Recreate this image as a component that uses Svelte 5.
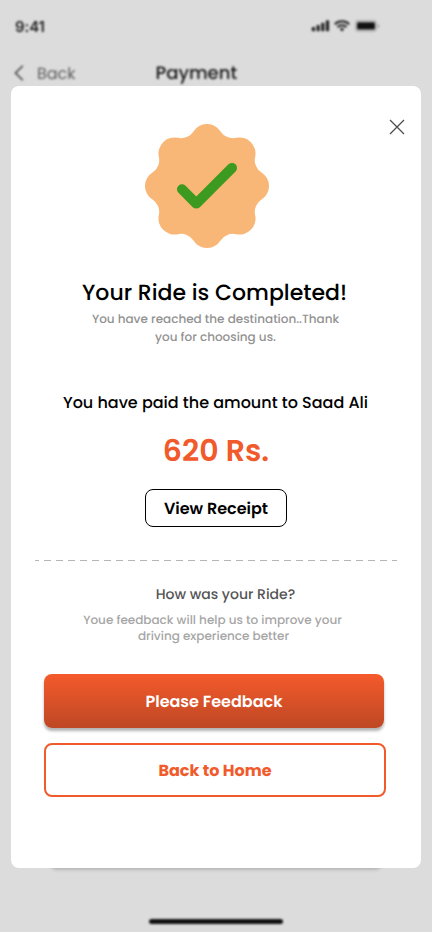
<script>
  const CENTER = 62;
  const TIP = 13.94;
  const JOIN = 56.2;

  function point(radius, degrees) {
    const a = (degrees * Math.PI) / 180;
    return `${(CENTER + radius * Math.sin(a)).toFixed(2)} ${(CENTER - radius * Math.cos(a)).toFixed(2)}`;
  }

  // Eight convex lobes joined by concave arcs.
  let badge = `M${point(JOIN, -TIP)}`;
  for (let i = 0; i < 8; i++) {
    badge += `A16 16 0 0 1 ${point(JOIN, i * 45 + TIP)}`;
    badge += `A14.5 14.5 0 0 0 ${point(JOIN, (i + 1) * 45 - TIP)}`;
  }
  badge += 'Z';
</script>

<main class="screen">
  <div class="backdrop">
    <div class="status">
      <span class="time">9:41</span>
      <svg class="signals" width="70" height="14" viewBox="0 0 70 14">
        <g fill="#202020">
          <rect x="0.8" y="7" width="3.2" height="4.2" rx="1" />
          <rect x="5.5" y="5" width="3.2" height="6.2" rx="1" />
          <rect x="10.2" y="2.7" width="3.2" height="8.5" rx="1" />
          <rect x="14.9" y="0.2" width="3.2" height="11" rx="1" />
        </g>
        <g fill="none" stroke="#202020" stroke-width="2">
          <path d="M23.8 4.2a10.3 10.3 0 0 1 14.4 0" />
          <path d="M26.4 7a6.6 6.6 0 0 1 9.2 0" />
        </g>
        <path d="M28.7 9a3.4 3.4 0 0 1 4.6 0L31 11.4Z" fill="#202020" />
        <rect x="44.5" y="0.7" width="21" height="10.4" rx="2.8" fill="none" stroke="#202020" stroke-opacity=".35" />
        <rect x="46" y="2.2" width="18" height="7.4" rx="1.4" fill="#111" />
        <path d="M67 4v4c1.6-.7 1.6-3.3 0-4" fill="#202020" fill-opacity=".4" />
      </svg>
    </div>
    <div class="nav">
      <svg width="10" height="16" viewBox="0 0 10 16" fill="none" stroke="#444" stroke-width="1.6">
        <path d="M8.8 .8 1.5 8l7.3 7.2" />
      </svg>
      <span class="back">Back</span>
      <span class="title">Payment</span>
    </div>
    <div class="under-button"></div>
    <div class="home-bar"></div>
  </div>

  <section class="card">
    <button class="close" aria-label="Close">
      <svg width="16" height="16" viewBox="0 0 16 16" fill="none" stroke="#4c4c4c" stroke-width="1.3">
        <path d="M1 1l14 14M15 1 1 15" />
      </svg>
    </button>
    <svg class="badge" width="124" height="124" viewBox="0 0 124 124">
      <path d={badge} fill="#f9b777" />
      <path d="M37 65.3 51.3 79.6 87 43.9" fill="none" stroke="#3c9a20" stroke-width="10" stroke-linecap="round" stroke-linejoin="round" />
    </svg>
    <h1>Your Ride is Completed!</h1>
    <p class="sub">You have reached the destination..Thank<br />you for choosing us.</p>
    <p class="paid">You have paid the amount to Saad Ali</p>
    <p class="amount">620 Rs.</p>
    <button class="receipt">View Receipt</button>
    <svg class="divider" width="362" height="1" viewBox="0 0 362 1">
      <path d="M0 .5h362" stroke="#b5b5b5" stroke-dasharray="7 5" stroke-dashoffset="3" />
    </svg>
    <h2>How was your Ride?</h2>
    <p class="hint">Youe feedback will help us to improve your<br /><span class="last">driving experience better</span></p>
    <button class="primary">Please Feedback</button>
    <button class="outline">Back to Home</button>
  </section>
</main>

<style>
  .screen {
    position: relative;
    width: 432px;
    height: 932px;
    overflow: hidden;
    background: #dcdcdc;
    font-family: Poppins, Inter, 'Noto Sans', sans-serif;
    text-rendering: geometricPrecision;
  }
  h1, h2, p { margin: 0; font-weight: 500; white-space: nowrap; }
  button { font-family: inherit; padding: 0; box-sizing: border-box; white-space: nowrap; text-rendering: inherit; }
  svg { display: block; flex: none; }

  .backdrop { position: absolute; inset: 0; filter: blur(0.8px); }
  .status {
    display: flex;
    justify-content: space-between;
    align-items: flex-start;
    padding: 16px 51px 0 15px;
    height: 46px;
    box-sizing: border-box;
  }
  .time { font: 600 15px/22px Inter, sans-serif; color: #222; letter-spacing: -0.1px; }
  .signals { margin-top: 4px; }
  .nav { display: flex; align-items: center; height: 54px; padding-left: 14px; }
  .back { margin-left: 13px; width: 118.5px; font-size: 16px; color: #5c5c5c; }
  .title { font-size: 18px; font-weight: 500; color: #181818; }
  .under-button {
    position: absolute;
    left: 49px;
    top: 820px;
    width: 334px;
    height: 49px;
    border-radius: 8px;
    background: #b4b4b4;
    box-shadow: 0 1px 3px rgba(0, 0, 0, 0.15);
  }
  .home-bar {
    position: absolute;
    left: 149px;
    bottom: 8px;
    width: 134px;
    height: 5px;
    border-radius: 3px;
    background: #111;
  }

  .card {
    position: absolute;
    left: 11px;
    top: 86px;
    width: 410px;
    height: 782px;
    border-radius: 8px;
    background: #fff;
    display: flex;
    flex-direction: column;
    align-items: center;
    text-align: center;
  }
  .close {
    position: absolute;
    right: 16px;
    top: 33px;
    border: 0;
    background: none;
  }
  .badge { margin: 38px 18px 0 0; }
  h1 { margin: 30px 3px 0 0; font-size: 22px; line-height: 30px; color: #000; }
  .sub { margin: 3px 1px 0 0; font-size: 12px; line-height: 18px; color: #929292; }
  .paid { margin: 44px 1px 0 0; font-size: 16px; line-height: 24px; color: #000; }
  .amount { margin-top: 16px; font-size: 30px; line-height: 40px; font-weight: 600; color: #f15a2b; }
  .receipt {
    margin-top: 18px;
    width: 142px;
    height: 38px;
    border: 1px solid #000;
    border-radius: 8px;
    background: #fff;
    color: #000;
    font-size: 16px;
    font-weight: 600;
  }
  .divider { margin-top: 33px; }
  h2 { margin: 23px 0 0 19px; font-size: 14px; line-height: 20px; color: #555; }
  .hint { margin: 9px 7px 0 0; font-size: 12px; line-height: 16px; color: #a6a6a6; }
  .last { padding-left: 2px; }
  .primary {
    margin: 29px 4px 0 0;
    width: 340px;
    height: 54px;
    border: 0;
    border-radius: 8px;
    background: linear-gradient(#f55a2c, #bd4824);
    box-shadow: 0 3px 3px rgba(0, 0, 0, 0.3);
    color: #fff;
    font-size: 16px;
    font-weight: 600;
  }
  .outline {
    margin: 15px 2px 0 0;
    width: 342px;
    height: 54px;
    border: 2px solid #f15a2b;
    border-radius: 8px;
    background: #fff;
    color: #f15a2b;
    font-size: 16px;
    font-weight: 700;
  }
</style>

**AIM OF THE EXERCISE:** Set the data above down again exactly as given, with no pictures.

**SOLUTION FOR THIS TASK:**
Recreate this image as a component that uses Svelte 5.
<script>
  const CENTER = 62;
  const TIP = 13.94;
  const JOIN = 56.2;

  function point(radius, degrees) {
    const a = (degrees * Math.PI) / 180;
    return `${(CENTER + radius * Math.sin(a)).toFixed(2)} ${(CENTER - radius * Math.cos(a)).toFixed(2)}`;
  }

  // Eight convex lobes joined by concave arcs.
  let badge = `M${point(JOIN, -TIP)}`;
  for (let i = 0; i < 8; i++) {
    badge += `A16 16 0 0 1 ${point(JOIN, i * 45 + TIP)}`;
    badge += `A14.5 14.5 0 0 0 ${point(JOIN, (i + 1) * 45 - TIP)}`;
  }
  badge += 'Z';
</script>

<main class="screen">
  <div class="backdrop">
    <div class="status">
      <span class="time">9:41</span>
      <svg class="signals" width="70" height="14" viewBox="0 0 70 14">
        <g fill="#202020">
          <rect x="0.8" y="7" width="3.2" height="4.2" rx="1" />
          <rect x="5.5" y="5" width="3.2" height="6.2" rx="1" />
          <rect x="10.2" y="2.7" width="3.2" height="8.5" rx="1" />
          <rect x="14.9" y="0.2" width="3.2" height="11" rx="1" />
        </g>
        <g fill="none" stroke="#202020" stroke-width="2">
          <path d="M23.8 4.2a10.3 10.3 0 0 1 14.4 0" />
          <path d="M26.4 7a6.6 6.6 0 0 1 9.2 0" />
        </g>
        <path d="M28.7 9a3.4 3.4 0 0 1 4.6 0L31 11.4Z" fill="#202020" />
        <rect x="44.5" y="0.7" width="21" height="10.4" rx="2.8" fill="none" stroke="#202020" stroke-opacity=".35" />
        <rect x="46" y="2.2" width="18" height="7.4" rx="1.4" fill="#111" />
        <path d="M67 4v4c1.6-.7 1.6-3.3 0-4" fill="#202020" fill-opacity=".4" />
      </svg>
    </div>
    <div class="nav">
      <svg width="10" height="16" viewBox="0 0 10 16" fill="none" stroke="#444" stroke-width="1.6">
        <path d="M8.8 .8 1.5 8l7.3 7.2" />
      </svg>
      <span class="back">Back</span>
      <span class="title">Payment</span>
    </div>
    <div class="under-button"></div>
    <div class="home-bar"></div>
  </div>

  <section class="card">
    <button class="close" aria-label="Close">
      <svg width="16" height="16" viewBox="0 0 16 16" fill="none" stroke="#4c4c4c" stroke-width="1.3">
        <path d="M1 1l14 14M15 1 1 15" />
      </svg>
    </button>
    <svg class="badge" width="124" height="124" viewBox="0 0 124 124">
      <path d={badge} fill="#f9b777" />
      <path d="M37 65.3 51.3 79.6 87 43.9" fill="none" stroke="#3c9a20" stroke-width="10" stroke-linecap="round" stroke-linejoin="round" />
    </svg>
    <h1>Your Ride is Completed!</h1>
    <p class="sub">You have reached the destination..Thank<br />you for choosing us.</p>
    <p class="paid">You have paid the amount to Saad Ali</p>
    <p class="amount">620 Rs.</p>
    <button class="receipt">View Receipt</button>
    <svg class="divider" width="362" height="1" viewBox="0 0 362 1">
      <path d="M0 .5h362" stroke="#b5b5b5" stroke-dasharray="7 5" stroke-dashoffset="3" />
    </svg>
    <h2>How was your Ride?</h2>
    <p class="hint">Youe feedback will help us to improve your<br /><span class="last">driving experience better</span></p>
    <button class="primary">Please Feedback</button>
    <button class="outline">Back to Home</button>
  </section>
</main>

<style>
  .screen {
    position: relative;
    width: 432px;
    height: 932px;
    overflow: hidden;
    background: #dcdcdc;
    font-family: Poppins, Inter, 'Noto Sans', sans-serif;
    text-rendering: geometricPrecision;
  }
  h1, h2, p { margin: 0; font-weight: 500; white-space: nowrap; }
  button { font-family: inherit; padding: 0; box-sizing: border-box; white-space: nowrap; text-rendering: inherit; }
  svg { display: block; flex: none; }

  .backdrop { position: absolute; inset: 0; filter: blur(0.8px); }
  .status {
    display: flex;
    justify-content: space-between;
    align-items: flex-start;
    padding: 16px 51px 0 15px;
    height: 46px;
    box-sizing: border-box;
  }
  .time { font: 600 15px/22px Inter, sans-serif; color: #222; letter-spacing: -0.1px; }
  .signals { margin-top: 4px; }
  .nav { display: flex; align-items: center; height: 54px; padding-left: 14px; }
  .back { margin-left: 13px; width: 118.5px; font-size: 16px; color: #5c5c5c; }
  .title { font-size: 18px; font-weight: 500; color: #181818; }
  .under-button {
    position: absolute;
    left: 49px;
    top: 820px;
    width: 334px;
    height: 49px;
    border-radius: 8px;
    background: #b4b4b4;
    box-shadow: 0 1px 3px rgba(0, 0, 0, 0.15);
  }
  .home-bar {
    position: absolute;
    left: 149px;
    bottom: 8px;
    width: 134px;
    height: 5px;
    border-radius: 3px;
    background: #111;
  }

  .card {
    position: absolute;
    left: 11px;
    top: 86px;
    width: 410px;
    height: 782px;
    border-radius: 8px;
    background: #fff;
    display: flex;
    flex-direction: column;
    align-items: center;
    text-align: center;
  }
  .close {
    position: absolute;
    right: 16px;
    top: 33px;
    border: 0;
    background: none;
  }
  .badge { margin: 38px 18px 0 0; }
  h1 { margin: 30px 3px 0 0; font-size: 22px; line-height: 30px; color: #000; }
  .sub { margin: 3px 1px 0 0; font-size: 12px; line-height: 18px; color: #929292; }
  .paid { margin: 44px 1px 0 0; font-size: 16px; line-height: 24px; color: #000; }
  .amount { margin-top: 16px; font-size: 30px; line-height: 40px; font-weight: 600; color: #f15a2b; }
  .receipt {
    margin-top: 18px;
    width: 142px;
    height: 38px;
    border: 1px solid #000;
    border-radius: 8px;
    background: #fff;
    color: #000;
    font-size: 16px;
    font-weight: 600;
  }
  .divider { margin-top: 33px; }
  h2 { margin: 23px 0 0 19px; font-size: 14px; line-height: 20px; color: #555; }
  .hint { margin: 9px 7px 0 0; font-size: 12px; line-height: 16px; color: #a6a6a6; }
  .last { padding-left: 2px; }
  .primary {
    margin: 29px 4px 0 0;
    width: 340px;
    height: 54px;
    border: 0;
    border-radius: 8px;
    background: linear-gradient(#f55a2c, #bd4824);
    box-shadow: 0 3px 3px rgba(0, 0, 0, 0.3);
    color: #fff;
    font-size: 16px;
    font-weight: 600;
  }
  .outline {
    margin: 15px 2px 0 0;
    width: 342px;
    height: 54px;
    border: 2px solid #f15a2b;
    border-radius: 8px;
    background: #fff;
    color: #f15a2b;
    font-size: 16px;
    font-weight: 700;
  }
</style>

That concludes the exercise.